An interesting feature of Buddhist love magic is that it is used to gain not only a human lover: A lover may be sought among many classes of spirits and celestial and divine beings. This reflects a broader Indic belief that nonhuman beings may have concourse and intercourse with mortals. One type of supernatural being that figures prominently in Buddhist love magic is the yaksini, which is the Sanskrit word for a genre of female nature spirit that resides in trees, ponds, and wells on earth and inhabits wondrous realms in the heavens. Some yaksini are dangerous and predatory, but those of more benevolent disposition are prized as lovers and invoked to serve in this role by a form of Tantric ritual known as yaksini-sadhana.

This category of love-magic uses mantras, offerings, and elaborate ritual procedures conducted in secrecy and under veil of night to conjure a yaksini. Once invoked, the female spirit will appear before the practitioner in bodily form and become his consort, or “wife.” A yaksini wife will be enticingly beautiful and adopt any form the practitioner desires. She commands magical powers and can grant his every wish. Endowed with the power of flight, she will carry him on her back or in an aerial chariot, and together they will soar through the night, traversing the earth or starry sky.

A yaksini may visit her mortal spouse on earth, arriving every night and leaving in the morning, or transport him to her celestial home, where he can sup on the nectar of immortality and live with her for thousands of years. Erotic pleasure is guaranteed.

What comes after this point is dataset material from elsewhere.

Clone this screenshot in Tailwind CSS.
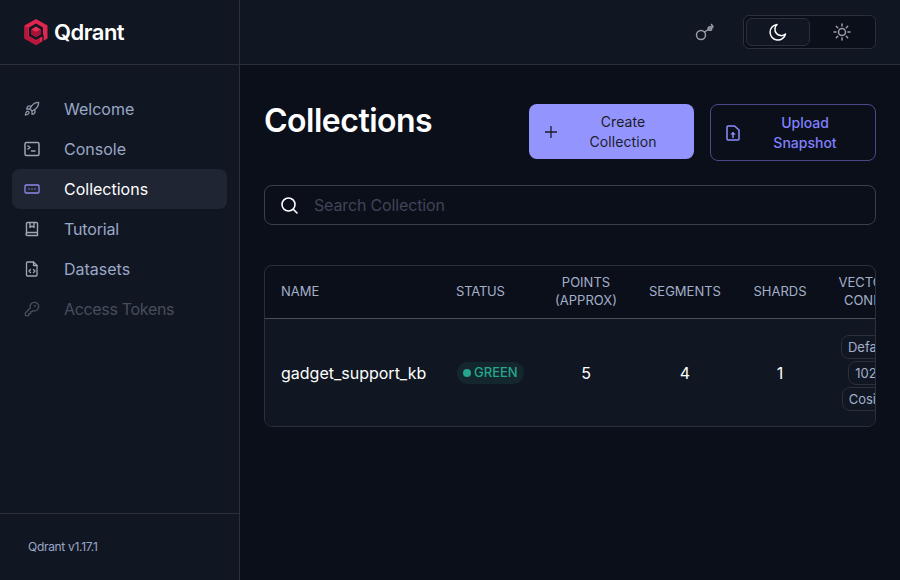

The supernatural damsels are fond of lovemaking and can engage in sexual union for days and even years on end, bestowing unimaginable bliss with their divine touch.

Having a yaksini as a lover allows a Tantric practitioner to live outside the bounds of conventional society and remain free from the responsibilities of a human wife but nonetheless to have a companion, a spirit-wife who can bestow the magical powers and supernal enjoyments he seeks.